Reality and fiction feed off of each other in many of Morrison's works, existing in a state where one is entirely dependent upon the other. Sometimes, they two realities are one and the same. Sometimes, the lines between the two of them are just a little blurred. "Joe the Barbarian" falls firmly into that latter group. Joe himself says that he is a stereotype, just like the bullies who torture him at his father's gravesite. On at least some level, he's aware of the fact that everything is a story.

Two works that stand right beside "Joe the Barbarian" in terms of playing with the intersection between reality and fiction are "Flex Mentallo," Morrison's early collaboration with Frank Quitely, and "Fantastic Four: 1234," a Marvel book with Jae Lee on art duty. In "1234," Dr. Doom manages to create a machine that can alter reality itself. Doom's will becomes true, and he adds casual cruelty into the past of Reed Richards and turns Ben Grimm into even more of a tragic figure. In short, Doom's paranoid and bitter fantasies become what actually happened, temporarily replacing reality.

In the late, lamented "Flex Mentallo," Wally Sage has overdosed on a variety of pills. He's dying. Or is he? Over the course of the book, he spends time talking to someone at a suicide hotline about the superheroes he grew up on. While doing this, he's trying to figure out if he took pills or M&Ms. On one earth, he theorizes, the pills were genuine. On another, they were M&Ms.
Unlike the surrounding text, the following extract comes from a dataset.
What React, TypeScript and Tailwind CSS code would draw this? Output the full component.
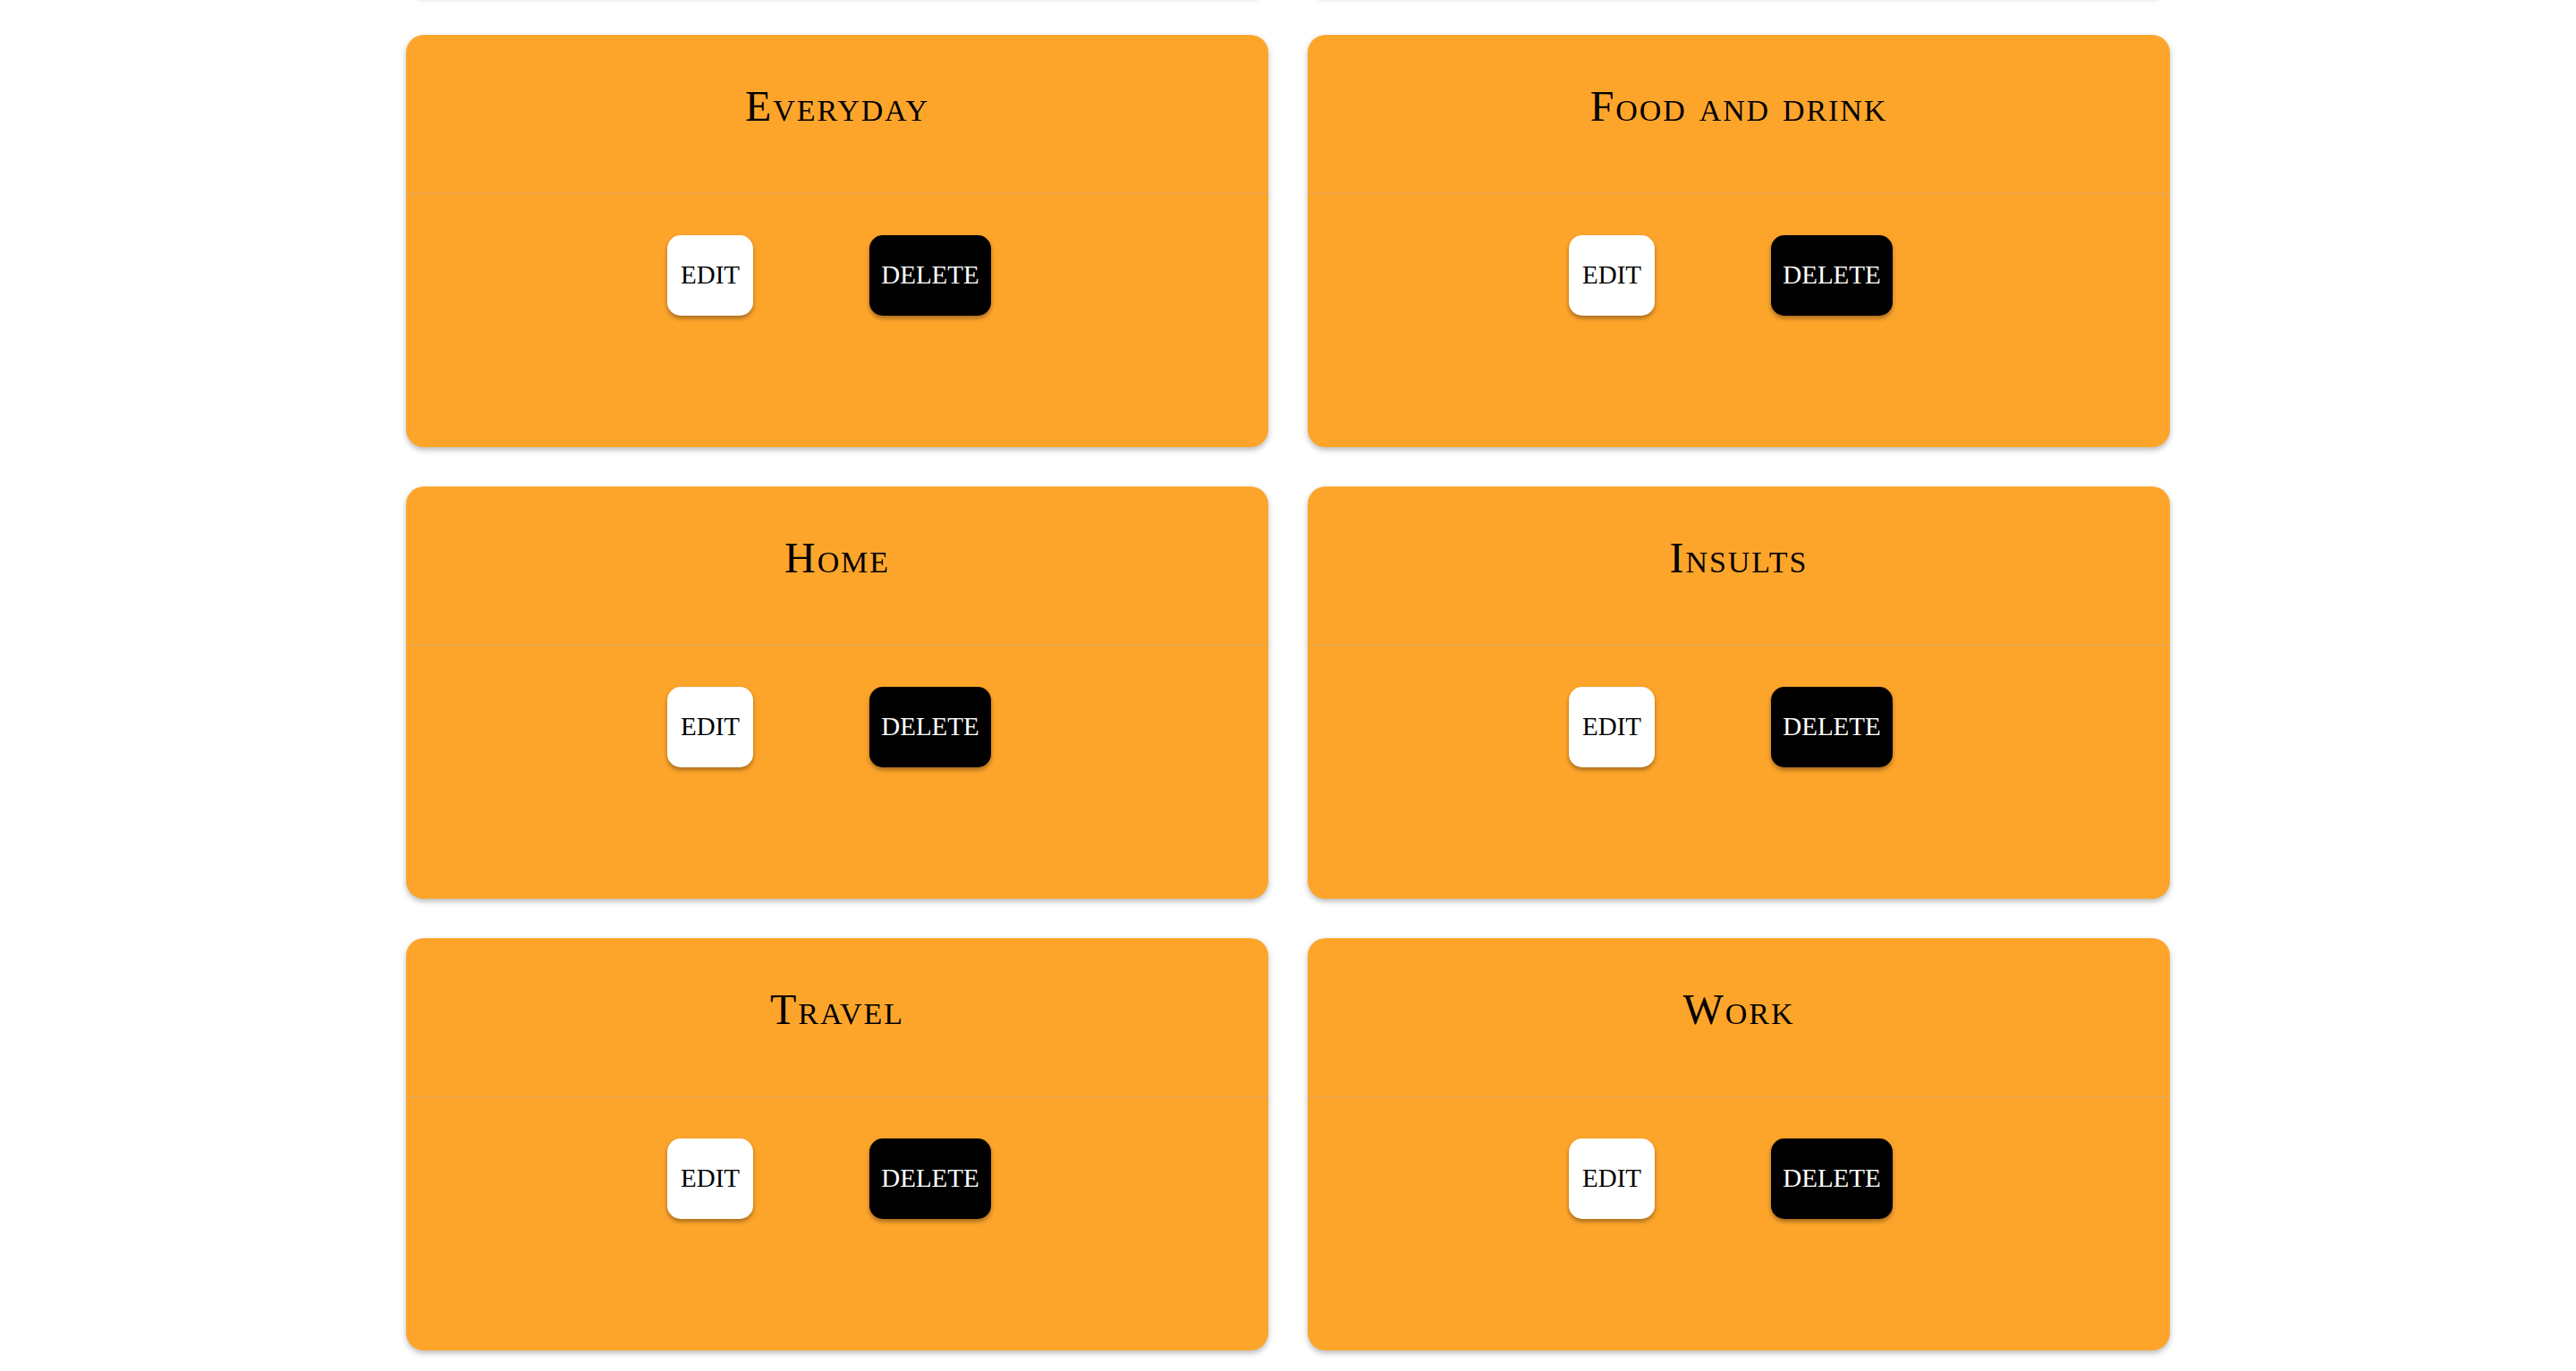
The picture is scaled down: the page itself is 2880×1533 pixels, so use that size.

The answer is a matter of life and death, literally. Reality and imagination collide in a huge way as the superheroes emerge from their fictional reality and become part of our reality, saving Wally's life.

While Joe is suffering from complications from Type-1 Diabetes and theoretically "just seeing things," the danger he is facing is very real and two-fold. Joe could very easily die from his illness, but the danger posed by partaking in the war of his toys is equally real, despite (probably) being a hallucination. Reality and fiction are equally important and must be treated with equal gravity. The fictional journey becomes representative of the real journey, as simply curling up and going "It's all a dream!" will kill Joe as well, and one can assume that completing his fictional journey will also, in some real way, revitalize Joe and save his life. In short, fiction matters.

While falling into a fake world brings to mind several popular bits of pop culture, including "The Wizard of Oz," Morrison and Philip Bond's "Vimanarama" is a more apt comparison. In that book, Ali, a young British man, finds himself thrust into the world of gods and demons entirely against his will. Despite that, he has to learn about the heroism that was hidden deep within himself and overcome all obstacles.

Joe and Ali share a few other things in common, as well. Ali is convinced that God hates him, in part due to his impending arranged marriage, and spends the first third of "Vimanarama" threatening suicide and being generally unhappy with his position in life. Joe, faced with the thought of moving out of his house and hurt by the death of his father, is similarly unhappy. He gets picked on by the older kids and is very sullen and bitter about the direction his life has taken.

"Joe the Barbarian" opens on a hand poised over a blank page that has a few small pencil marks. The second panel depicts Joe drawing a picture on that same page. The metaphor, when considered with the rest of "Joe the Barbarian," is obvious: Joe holds some manner of power over the fictional reality he is about to enter. He's idly sketching out a Transformer, or maybe Marvel's Darkhawk. In a more literal way, Joe has some level of control over the fictional reality simply due to the fact that the toys are his and he has decided their stories for however long he has owned them.

While the broken and battered toys cannot escape from their war without his help, Joe himself flickers into and out of that reality. He's also the focus of that reality, as evidenced by the fact that the army of toys comes to find him after one of them spotted him in the distance. Joe, representing reality, is the most important thing in the fictional reality. Once again, fiction and reality are forced into conflict and concert.

While they share the thinnest of thematic links with "Joe the Barbarian," I'd be remiss in not mentioning a few other fairly obscure Morrison works. In the '80s, Morrison did some work for Marvel UK's "Action Force," a GI Joe series. These are fairly unremarkable, but worth mentioning simply because of the toy connection.

"Weird War Tales" #3 features a story called "New Toys," penned by Morrison and drawn by Quitely. In it, a thinly-veiled twelve-inch G.I.Joe escapes from the terror of absolute violence that permeates his life and settles down with a pretty blonde Barbie doll. He later realizes the truth, that the violence is just to distract the toys from the new toys who are coming in and replacing them. When he attempts to tell his former comrades-in-arms about his discovery, they sentence him to a firing squad. As the story ends, we see a child's bedroom and the bug-like creatures that have infested it and replaced the toys.

While "Joe the Barbarian" probably won't end up as paranoid and creepy as "New Toys," it's a safe bet to see it as another tale about how fiction and reality interact and examine it ac
cordingly. And while Morrison is sure to throw a few curve balls our way in "Joe the Barbarian," so far he's already given us plenty to talk about.